Mistry’s novel spans decades, from the end of British colonization and Partition to the Emergency. It follows the lives and stories of four primary characters: Dina Dalal, a widow who strives to remain independent from the grasp of her controlling brother, Ishvar and Omprakash Darji, two tailors who seek opportunity in the city and Maneck Kohlah, a college student from an idyllic town in the Himalayas.


One of my favorite aspects of this novel is how simply expansive it is. Mistry deftly unearths the many complexities of India, ranging from inter-caste tension to oppressive gender roles and everything in between. A Fine Balance is a sophisticated tale of sorrow, heroism and resilience spanning decades and many characters. One of the best examples of this was Sergeant Kesar, a relatively minor character, who is a noble policeman who has concerns over the morals of the Emergency; he brings nuance to Mistry’s portrayal of history.

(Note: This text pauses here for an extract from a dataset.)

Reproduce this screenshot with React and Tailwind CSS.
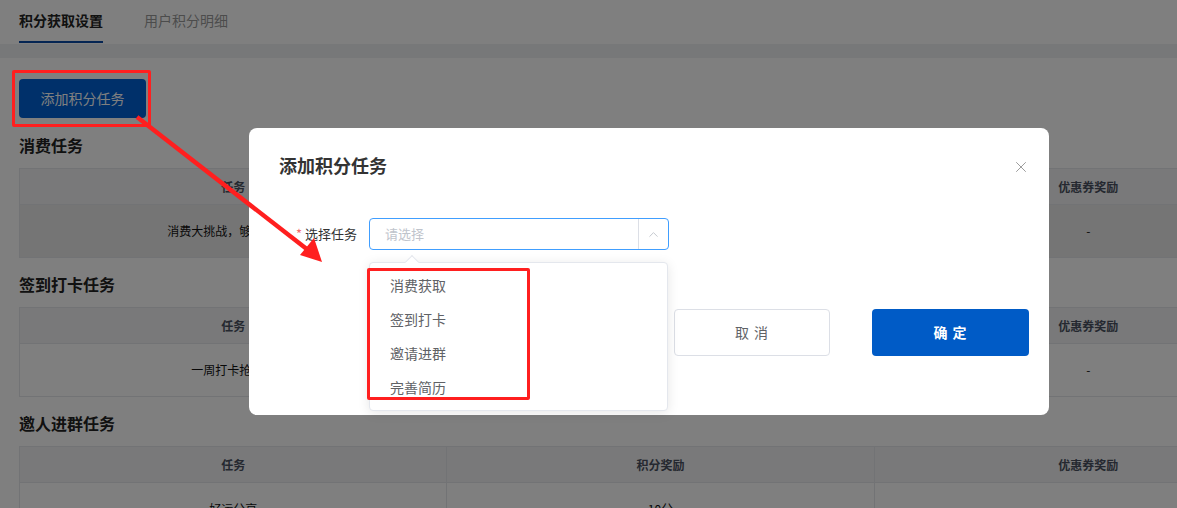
import { X, ChevronUp } from 'lucide-react'

const sections = [
  { title: '消费任务', task: '消费大挑战，够劲够省钱', points: '', coupon: '-', hover: true },
  { title: '签到打卡任务', task: '一周打卡抢好礼', points: '', coupon: '-' },
  { title: '邀人进群任务', task: '好运分享', points: '10分', coupon: '' },
]

const options = ['消费获取', '签到打卡', '邀请进群', '完善简历']

function TaskTable({ row }) {
  return (
    <div className="w-[1284px] border border-[#e4e6eb] text-[12px]">
      <div className="grid grid-cols-3 h-[36px] bg-[#f2f3f5] text-[#4a5160] font-bold border-b border-[#e4e6eb]">
        <div className="flex items-center justify-center border-r border-[#e4e6eb]">任务</div>
        <div className="flex items-center justify-center border-r border-[#e4e6eb]">积分奖励</div>
        <div className="flex items-center justify-center">优惠券奖励</div>
      </div>
      <div className={`grid grid-cols-3 h-[52px] text-[#111] ${row.hover ? 'bg-[#ebebeb]' : 'bg-white'}`}>
        <div className="flex items-center justify-center border-r border-[#e4e6eb]">{row.task}</div>
        <div className="flex items-center justify-center border-r border-[#e4e6eb]">{row.points}</div>
        <div className="flex items-center justify-center">{row.coupon}</div>
      </div>
    </div>
  )
}

export default function App() {
  return (
    <div
      className="relative w-[1177px] h-[508px] overflow-hidden bg-white"
      style={{ fontFamily: '"Noto Sans CJK SC", "Noto Sans", sans-serif' }}
    >
      {/* page */}
      <div className="flex h-[44px] px-[19px] gap-[41px] text-[14px]">
        <div className="relative flex items-center pb-[4px] font-bold text-[#222]">
          积分获取设置
          <div className="absolute left-0 right-0 bottom-[1px] h-[2px] bg-[#0a4aa6]" />
        </div>
        <div className="flex items-center pb-[4px] text-[#999]">用户积分明细</div>
      </div>
      <div className="h-[14px] bg-[#eef0f3]" />
      <div className="px-[19px] pt-[21px]">
        <button className="h-[39px] w-[127px] rounded-[4px] bg-[#0060d4] text-white text-[14px]">
          添加积分任务
        </button>
        {sections.map((s, i) => (
          <div key={s.title} className={i === 0 ? 'mt-[16px]' : 'mt-[15px]'}>
            <div className="h-[24px] leading-[22px] text-[16px] font-bold text-[#222] mb-[10px]">{s.title}</div>
            <TaskTable row={s} />
          </div>
        ))}
      </div>

      {/* mask */}
      <div className="absolute inset-0 bg-black/50" />

      {/* dialog */}
      <div className="absolute left-[249px] top-[128px] w-[800px] h-[287px] rounded-[8px] bg-white flex flex-col">
        <div className="relative pt-[25px] px-[30px]">
          <div className="text-[18px] leading-[24px] font-bold text-[#333]">添加积分任务</div>
          <X className="absolute left-[763px] top-[30px] w-[18px] h-[18px] text-[#999]" strokeWidth={1.3} />
        </div>
        <div className="flex items-center mt-[41px] h-[32px]">
          <div className="w-[108px] text-right text-[13px] text-[#333]">
            <span className="text-[#f56c6c] mr-[3px]">*</span>选择任务
          </div>
          <div className="ml-[12px] w-[300px] h-[32px] rounded-[4px] border border-[#409eff] flex items-center">
            <div className="flex-1 pl-[15px] text-[13px] text-[#c0c4cc]">请选择</div>
            <div className="w-[1px] h-[30px] bg-[#dcdfe6]" />
            <div className="w-[29px] flex items-center justify-center">
              <ChevronUp className="w-[15px] h-[15px] text-[#c0c4cc]" strokeWidth={1.5} />
            </div>
          </div>
        </div>
        <div className="flex justify-end gap-[42px] pr-[20px] mt-[59px]">
          <button className="w-[156px] h-[47px] rounded-[4px] border border-[#dcdfe6] bg-white text-[14px] text-[#606266] tracking-[1px]">
            取 消
          </button>
          <button className="w-[157px] h-[47px] rounded-[4px] bg-[#005bc6] text-[14px] text-white font-bold tracking-[1px]">
            确 定
          </button>
        </div>
      </div>

      {/* dropdown */}
      <div className="absolute left-[369px] top-[262px] w-[299px] h-[149px] rounded-[4px] border border-[#e4e7ed] bg-white shadow-[0_2px_12px_rgba(0,0,0,0.1)] pt-[5px]">
        <div className="absolute left-[37px] -top-[6px] w-[10px] h-[10px] rotate-45 bg-white border-l border-t border-[#e4e7ed]" />
        {options.map(o => (
          <div key={o} className="h-[34px] flex items-center pl-[20px] text-[14px] text-[#606266]">{o}</div>
        ))}
      </div>

      {/* annotations */}
      <div className="absolute left-[12px] top-[70px] w-[139px] h-[57px] border-[3px] border-[#ff1f1f] rounded-[2px]" />
      <div className="absolute left-[367px] top-[268px] w-[163px] h-[132px] border-[3px] border-[#ff1f1f] rounded-[2px]" />
      <svg className="absolute left-0 top-0" width="1177" height="508" viewBox="0 0 1177 508">
        <line x1="137" y1="117" x2="308" y2="250" stroke="#ff1f1f" strokeWidth="4.5" />
        <polygon points="322,262 300,255 314,238" fill="#ff1f1f" />
      </svg>
    </div>
  )
}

As much as I love this novel, just like any other, it’s not perfect. I loved the writing style, which I found reminiscent of nineteenth-century authors, like Dickens; however, I do see how some would find it tiresome. A Fine Balance doesn’t exactly move at a breakneck pace and is filled with exposition and moments that could certainly be seen as unnecessary. For example, many convenient reunions take place throughout the novel. The most egregious example would be both Dina and Maneck coincidentally running into Vasantrao Valmik at differing times throughout the novel (worse in Maneck’s case because he meets him again after having left India for nearly a decade!).

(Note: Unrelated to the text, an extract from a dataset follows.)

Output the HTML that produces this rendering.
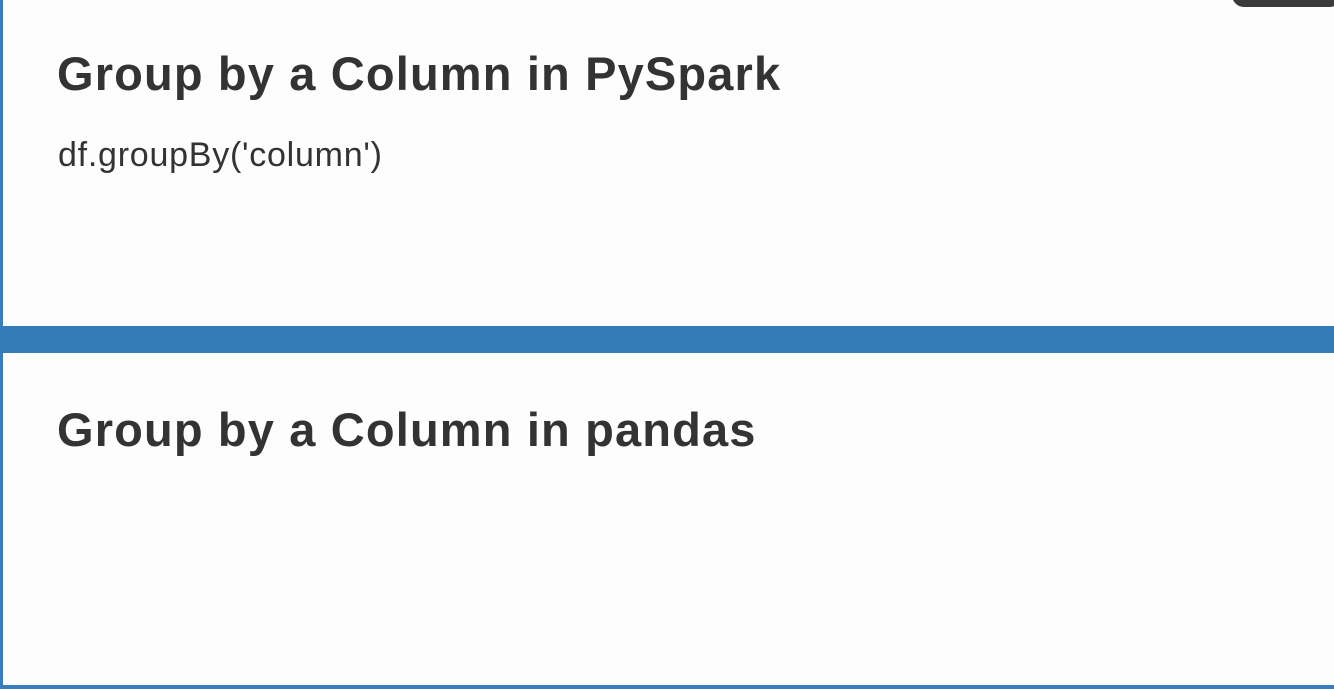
<!DOCTYPE html>
<html><head><meta charset="utf-8"><style>
html,body{margin:0;padding:0;}
body{width:1334px;height:689px;position:relative;overflow:hidden;background:#fdfdfd;font-family:"Liberation Sans",sans-serif;}
.lb{position:absolute;left:0;width:3px;background:#3a7cc0;}
.h{position:absolute;left:57px;font-size:47px;font-weight:bold;color:#333;letter-spacing:1.15px;margin:0;line-height:1;}
.code{position:absolute;left:58px;top:138px;font-size:34px;color:#333;line-height:1;letter-spacing:0.75px;}
.bar{position:absolute;left:0;top:326px;width:1334px;height:27px;background:#337ab8;}
.bot{position:absolute;left:0;top:685px;width:1334px;height:4px;background:#3a7cc0;}
.dark{position:absolute;left:1232px;top:-20px;width:110px;height:27px;background:#3b3b3b;border-radius:12px;}
</style></head><body>
<div class="lb" style="top:0;height:326px"></div>
<div class="lb" style="top:353px;height:336px"></div>
<div class="dark"></div>
<div class="h" style="top:50px">Group by a Column in PySpark</div>
<div class="code">df.groupBy('column')</div>
<div class="bar"></div>
<div class="h" style="top:406px">Group by a Column in pandas</div>
<div class="bot"></div>
</body></html>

The most controversial aspect of A Fine Balance would be how, for lack of a better word, miserable it is. I don’t want to spoil it too much, because you should read it, but despite the comedy in this book, it is extremely bleak. I will admit that by the end of reading it, I was sobbing. The sheer tragedy of the circumstances the characters must endure was so immense as to be heartbreaking. And the ending! Once again, I don’t want to give away too much, but the culmination of all these struggles ends in all the characters failing to attain what they desire. This is frustrating because these are good, ordinary people who don’t deserve what happens to them; in most novels, they wouldn’t have to go through these tribulations. This, however, is among the most crucial parts of the novel. Mistry may have written a novel, but the story it tells is true. By not fully satisfying the reader’s expectations, he deepens the reader’s understanding of what should happen in fiction.

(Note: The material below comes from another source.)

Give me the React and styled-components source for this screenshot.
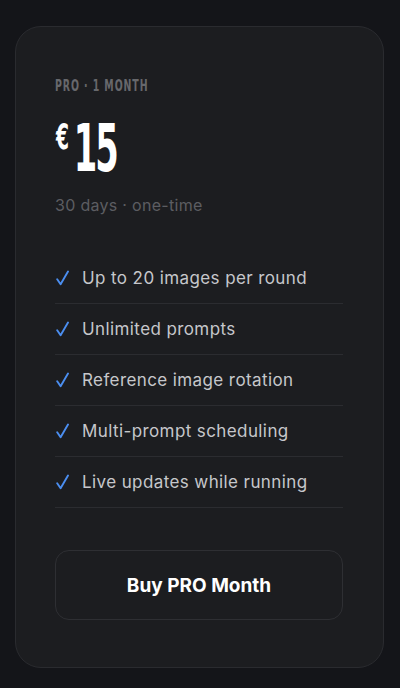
import React from 'react';
import styled, { createGlobalStyle } from 'styled-components';

const features = [
  'Up to 20 images per round',
  'Unlimited prompts',
  'Reference image rotation',
  'Multi-prompt scheduling',
  'Live updates while running',
];

function CheckIcon() {
  return (
    <CheckSvg viewBox="0 0 13 16">
      <path d="M1.2 9.2 L4.6 14.2 L12 1.6" />
    </CheckSvg>
  );
}

function App() {
  return (
    <Page>
      <GlobalStyle />
      <Card>
        <PlanLabel>
          <Squeeze $scale={0.57}>PRO · 1 MONTH</Squeeze>
        </PlanLabel>
        <PriceRow>
          <Squeeze $scale={0.52}>
            <Currency>€</Currency>
            <Amount>15</Amount>
          </Squeeze>
        </PriceRow>
        <Period>30 days · one-time</Period>
        <FeatureList>
          {features.map((f) => (
            <FeatureRow key={f}>
              <CheckIcon />
              <FeatureText>{f}</FeatureText>
            </FeatureRow>
          ))}
        </FeatureList>
        <BuyButton>Buy PRO Month</BuyButton>
      </Card>
    </Page>
  );
}

const GlobalStyle = createGlobalStyle`
  html, body {
    margin: 0;
    padding: 0;
    background: #141519;
  }
  body {
    font-family: Inter, "Noto Sans", sans-serif;
  }
`;

const Page = styled.div`
  min-height: 688px;
  box-sizing: border-box;
  padding: 26px 16px 20px 15px;
  background: #141519;
`;

const Card = styled.div`
  box-sizing: border-box;
  background: #1c1d20;
  border: 1px solid #2a2b2f;
  border-radius: 26px;
  padding: 49px 40px 47px 39px;
  display: flex;
  flex-direction: column;
`;

const Squeeze = styled.span`
  display: inline-block;
  transform: scaleX(${(p) => p.$scale});
  transform-origin: left center;
  white-space: nowrap;
`;

const PlanLabel = styled.div`
  height: 20px;
  line-height: 20px;
  font-family: "DejaVu Sans", sans-serif;
  font-weight: 700;
  font-size: 16.5px;
  letter-spacing: 1.6px;
  color: #67686c;
`;

const PriceRow = styled.div`
  margin-top: 23px;
  height: 60px;
  line-height: 60px;
  font-family: "DejaVu Sans", sans-serif;
  font-weight: 700;
  color: #ffffff;
`;

const Currency = styled.span`
  font-size: 36px;
  vertical-align: top;
  position: relative;
  top: -12px;
  margin-left: 2px;
  margin-right: 9px;
`;

const Amount = styled.span`
  font-size: 65px;
  letter-spacing: -4px;
`;

const Period = styled.div`
  margin-top: 15px;
  height: 22px;
  line-height: 22px;
  font-size: 16px;
  letter-spacing: 0.3px;
  color: #5c5d62;
`;

const FeatureList = styled.div`
  margin-top: 37px;
  display: flex;
  flex-direction: column;
`;

const FeatureRow = styled.div`
  height: 50px;
  display: flex;
  align-items: center;
  gap: 13px;
  border-bottom: 1px solid #2b2c30;
`;

const CheckSvg = styled.svg`
  width: 13px;
  height: 16px;
  flex-shrink: 0;
  margin-left: 1px;
  fill: none;
  stroke: #4b8ef0;
  stroke-width: 1.9;
  stroke-linecap: round;
  stroke-linejoin: round;
`;

const FeatureText = styled.span`
  font-size: 17px;
  letter-spacing: 0.4px;
  color: #c6c7cb;
`;

const BuyButton = styled.button`
  margin-top: 42px;
  height: 70px;
  width: 100%;
  background: transparent;
  border: 1px solid #2e2f33;
  border-radius: 14px;
  font-family: Inter, "Noto Sans", sans-serif;
  font-weight: 700;
  font-size: 19px;
  color: #ffffff;
  cursor: pointer;
`;

export default App;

All that being said, A Fine Balance truly is one of the most life-changing books I have ever read. Mistry illustrates the interactions between his characters in beautiful and lush prose; his dialogue manages to be both realistic and poetic. The epic story makes you feel a deep connection to the characters and setting. This book, in many ways, reminds me of India itself; it is larger than life, swallowing you up whole. It is filled with tragedy, yet there is so much beauty to be found. There’s so much more that I have to say about this novel, but to sum it all up: I would recommend this book to anyone in a heartbeat.